■ **DO THIS**: Set down the full listing exactly, character for character.

■ **DATA SHOWN**:

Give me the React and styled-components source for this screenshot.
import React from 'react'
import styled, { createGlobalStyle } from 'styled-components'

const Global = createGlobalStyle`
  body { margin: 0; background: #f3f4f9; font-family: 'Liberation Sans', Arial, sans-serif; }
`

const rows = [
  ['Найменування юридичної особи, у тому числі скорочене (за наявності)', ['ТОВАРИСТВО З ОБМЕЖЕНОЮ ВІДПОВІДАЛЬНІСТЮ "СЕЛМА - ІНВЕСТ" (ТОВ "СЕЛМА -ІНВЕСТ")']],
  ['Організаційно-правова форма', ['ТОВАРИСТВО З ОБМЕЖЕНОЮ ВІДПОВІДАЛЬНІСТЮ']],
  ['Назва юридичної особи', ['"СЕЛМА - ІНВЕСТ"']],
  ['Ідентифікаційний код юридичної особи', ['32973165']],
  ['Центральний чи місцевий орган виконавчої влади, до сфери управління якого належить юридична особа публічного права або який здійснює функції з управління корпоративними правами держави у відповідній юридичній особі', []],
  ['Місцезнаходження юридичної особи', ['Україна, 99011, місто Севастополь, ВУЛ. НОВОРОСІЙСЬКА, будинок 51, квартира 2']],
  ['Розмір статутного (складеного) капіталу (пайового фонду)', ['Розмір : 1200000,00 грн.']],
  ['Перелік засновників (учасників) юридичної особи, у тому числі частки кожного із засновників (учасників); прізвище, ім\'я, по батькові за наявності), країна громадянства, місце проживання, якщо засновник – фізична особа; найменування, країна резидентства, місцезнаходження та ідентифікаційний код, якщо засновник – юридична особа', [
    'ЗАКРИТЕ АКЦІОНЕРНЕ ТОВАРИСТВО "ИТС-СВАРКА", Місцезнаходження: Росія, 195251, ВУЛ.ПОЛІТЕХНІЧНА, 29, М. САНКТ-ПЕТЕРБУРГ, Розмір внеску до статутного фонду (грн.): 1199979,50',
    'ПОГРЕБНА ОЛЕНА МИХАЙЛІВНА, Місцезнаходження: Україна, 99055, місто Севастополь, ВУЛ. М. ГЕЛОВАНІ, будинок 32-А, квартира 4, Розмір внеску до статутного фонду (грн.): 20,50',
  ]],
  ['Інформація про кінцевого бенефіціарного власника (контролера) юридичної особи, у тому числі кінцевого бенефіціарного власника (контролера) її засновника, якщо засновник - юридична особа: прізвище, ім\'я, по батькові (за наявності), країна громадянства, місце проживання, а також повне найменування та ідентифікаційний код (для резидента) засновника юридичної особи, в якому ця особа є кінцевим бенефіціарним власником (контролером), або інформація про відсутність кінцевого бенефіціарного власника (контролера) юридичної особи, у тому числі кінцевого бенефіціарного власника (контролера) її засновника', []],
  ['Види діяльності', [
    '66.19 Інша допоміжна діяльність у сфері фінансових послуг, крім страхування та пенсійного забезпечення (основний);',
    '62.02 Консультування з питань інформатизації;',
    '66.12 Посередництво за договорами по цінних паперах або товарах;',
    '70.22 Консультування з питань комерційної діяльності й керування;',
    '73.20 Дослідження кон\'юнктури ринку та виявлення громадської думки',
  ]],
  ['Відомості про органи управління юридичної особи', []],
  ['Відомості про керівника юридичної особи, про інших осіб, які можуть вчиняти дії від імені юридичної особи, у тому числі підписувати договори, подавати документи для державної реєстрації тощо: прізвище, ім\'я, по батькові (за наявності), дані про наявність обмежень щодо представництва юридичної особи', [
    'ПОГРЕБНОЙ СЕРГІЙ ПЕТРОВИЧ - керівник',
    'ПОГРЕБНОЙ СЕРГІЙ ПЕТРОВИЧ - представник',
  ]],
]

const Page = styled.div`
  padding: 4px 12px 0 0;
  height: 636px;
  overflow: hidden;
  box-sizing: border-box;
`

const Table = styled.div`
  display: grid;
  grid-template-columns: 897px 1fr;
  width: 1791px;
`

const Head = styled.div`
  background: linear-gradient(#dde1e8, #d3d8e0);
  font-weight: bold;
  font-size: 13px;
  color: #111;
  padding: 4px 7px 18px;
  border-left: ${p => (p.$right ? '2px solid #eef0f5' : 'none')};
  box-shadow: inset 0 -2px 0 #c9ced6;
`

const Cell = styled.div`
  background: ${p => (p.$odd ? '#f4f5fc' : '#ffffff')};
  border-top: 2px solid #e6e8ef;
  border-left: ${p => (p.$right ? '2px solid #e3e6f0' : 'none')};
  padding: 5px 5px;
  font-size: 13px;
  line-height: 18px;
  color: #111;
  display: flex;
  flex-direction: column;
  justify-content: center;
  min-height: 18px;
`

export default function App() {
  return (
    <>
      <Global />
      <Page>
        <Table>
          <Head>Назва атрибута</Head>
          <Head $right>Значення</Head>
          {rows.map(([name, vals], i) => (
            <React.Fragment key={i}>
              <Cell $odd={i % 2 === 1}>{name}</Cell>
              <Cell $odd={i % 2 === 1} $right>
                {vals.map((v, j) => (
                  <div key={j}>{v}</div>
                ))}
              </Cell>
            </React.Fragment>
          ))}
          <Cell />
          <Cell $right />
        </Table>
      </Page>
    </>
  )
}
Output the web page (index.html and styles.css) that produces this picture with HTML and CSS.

■ **FINISHED EXERCISE**:
Give me the React and styled-components source for this screenshot.
import React from 'react'
import styled, { createGlobalStyle } from 'styled-components'

const Global = createGlobalStyle`
  body { margin: 0; background: #f3f4f9; font-family: 'Liberation Sans', Arial, sans-serif; }
`

const rows = [
  ['Найменування юридичної особи, у тому числі скорочене (за наявності)', ['ТОВАРИСТВО З ОБМЕЖЕНОЮ ВІДПОВІДАЛЬНІСТЮ "СЕЛМА - ІНВЕСТ" (ТОВ "СЕЛМА -ІНВЕСТ")']],
  ['Організаційно-правова форма', ['ТОВАРИСТВО З ОБМЕЖЕНОЮ ВІДПОВІДАЛЬНІСТЮ']],
  ['Назва юридичної особи', ['"СЕЛМА - ІНВЕСТ"']],
  ['Ідентифікаційний код юридичної особи', ['32973165']],
  ['Центральний чи місцевий орган виконавчої влади, до сфери управління якого належить юридична особа публічного права або який здійснює функції з управління корпоративними правами держави у відповідній юридичній особі', []],
  ['Місцезнаходження юридичної особи', ['Україна, 99011, місто Севастополь, ВУЛ. НОВОРОСІЙСЬКА, будинок 51, квартира 2']],
  ['Розмір статутного (складеного) капіталу (пайового фонду)', ['Розмір : 1200000,00 грн.']],
  ['Перелік засновників (учасників) юридичної особи, у тому числі частки кожного із засновників (учасників); прізвище, ім\'я, по батькові за наявності), країна громадянства, місце проживання, якщо засновник – фізична особа; найменування, країна резидентства, місцезнаходження та ідентифікаційний код, якщо засновник – юридична особа', [
    'ЗАКРИТЕ АКЦІОНЕРНЕ ТОВАРИСТВО "ИТС-СВАРКА", Місцезнаходження: Росія, 195251, ВУЛ.ПОЛІТЕХНІЧНА, 29, М. САНКТ-ПЕТЕРБУРГ, Розмір внеску до статутного фонду (грн.): 1199979,50',
    'ПОГРЕБНА ОЛЕНА МИХАЙЛІВНА, Місцезнаходження: Україна, 99055, місто Севастополь, ВУЛ. М. ГЕЛОВАНІ, будинок 32-А, квартира 4, Розмір внеску до статутного фонду (грн.): 20,50',
  ]],
  ['Інформація про кінцевого бенефіціарного власника (контролера) юридичної особи, у тому числі кінцевого бенефіціарного власника (контролера) її засновника, якщо засновник - юридична особа: прізвище, ім\'я, по батькові (за наявності), країна громадянства, місце проживання, а також повне найменування та ідентифікаційний код (для резидента) засновника юридичної особи, в якому ця особа є кінцевим бенефіціарним власником (контролером), або інформація про відсутність кінцевого бенефіціарного власника (контролера) юридичної особи, у тому числі кінцевого бенефіціарного власника (контролера) її засновника', []],
  ['Види діяльності', [
    '66.19 Інша допоміжна діяльність у сфері фінансових послуг, крім страхування та пенсійного забезпечення (основний);',
    '62.02 Консультування з питань інформатизації;',
    '66.12 Посередництво за договорами по цінних паперах або товарах;',
    '70.22 Консультування з питань комерційної діяльності й керування;',
    '73.20 Дослідження кон\'юнктури ринку та виявлення громадської думки',
  ]],
  ['Відомості про органи управління юридичної особи', []],
  ['Відомості про керівника юридичної особи, про інших осіб, які можуть вчиняти дії від імені юридичної особи, у тому числі підписувати договори, подавати документи для державної реєстрації тощо: прізвище, ім\'я, по батькові (за наявності), дані про наявність обмежень щодо представництва юридичної особи', [
    'ПОГРЕБНОЙ СЕРГІЙ ПЕТРОВИЧ - керівник',
    'ПОГРЕБНОЙ СЕРГІЙ ПЕТРОВИЧ - представник',
  ]],
]

const Page = styled.div`
  padding: 4px 12px 0 0;
  height: 636px;
  overflow: hidden;
  box-sizing: border-box;
`

const Table = styled.div`
  display: grid;
  grid-template-columns: 897px 1fr;
  width: 1791px;
`

const Head = styled.div`
  background: linear-gradient(#dde1e8, #d3d8e0);
  font-weight: bold;
  font-size: 13px;
  color: #111;
  padding: 4px 7px 18px;
  border-left: ${p => (p.$right ? '2px solid #eef0f5' : 'none')};
  box-shadow: inset 0 -2px 0 #c9ced6;
`

const Cell = styled.div`
  background: ${p => (p.$odd ? '#f4f5fc' : '#ffffff')};
  border-top: 2px solid #e6e8ef;
  border-left: ${p => (p.$right ? '2px solid #e3e6f0' : 'none')};
  padding: 5px 5px;
  font-size: 13px;
  line-height: 18px;
  color: #111;
  display: flex;
  flex-direction: column;
  justify-content: center;
  min-height: 18px;
`

export default function App() {
  return (
    <>
      <Global />
      <Page>
        <Table>
          <Head>Назва атрибута</Head>
          <Head $right>Значення</Head>
          {rows.map(([name, vals], i) => (
            <React.Fragment key={i}>
              <Cell $odd={i % 2 === 1}>{name}</Cell>
              <Cell $odd={i % 2 === 1} $right>
                {vals.map((v, j) => (
                  <div key={j}>{v}</div>
                ))}
              </Cell>
            </React.Fragment>
          ))}
          <Cell />
          <Cell $right />
        </Table>
      </Page>
    </>
  )
}
Output the web page (index.html and styles.css) that produces this picture with HTML and CSS.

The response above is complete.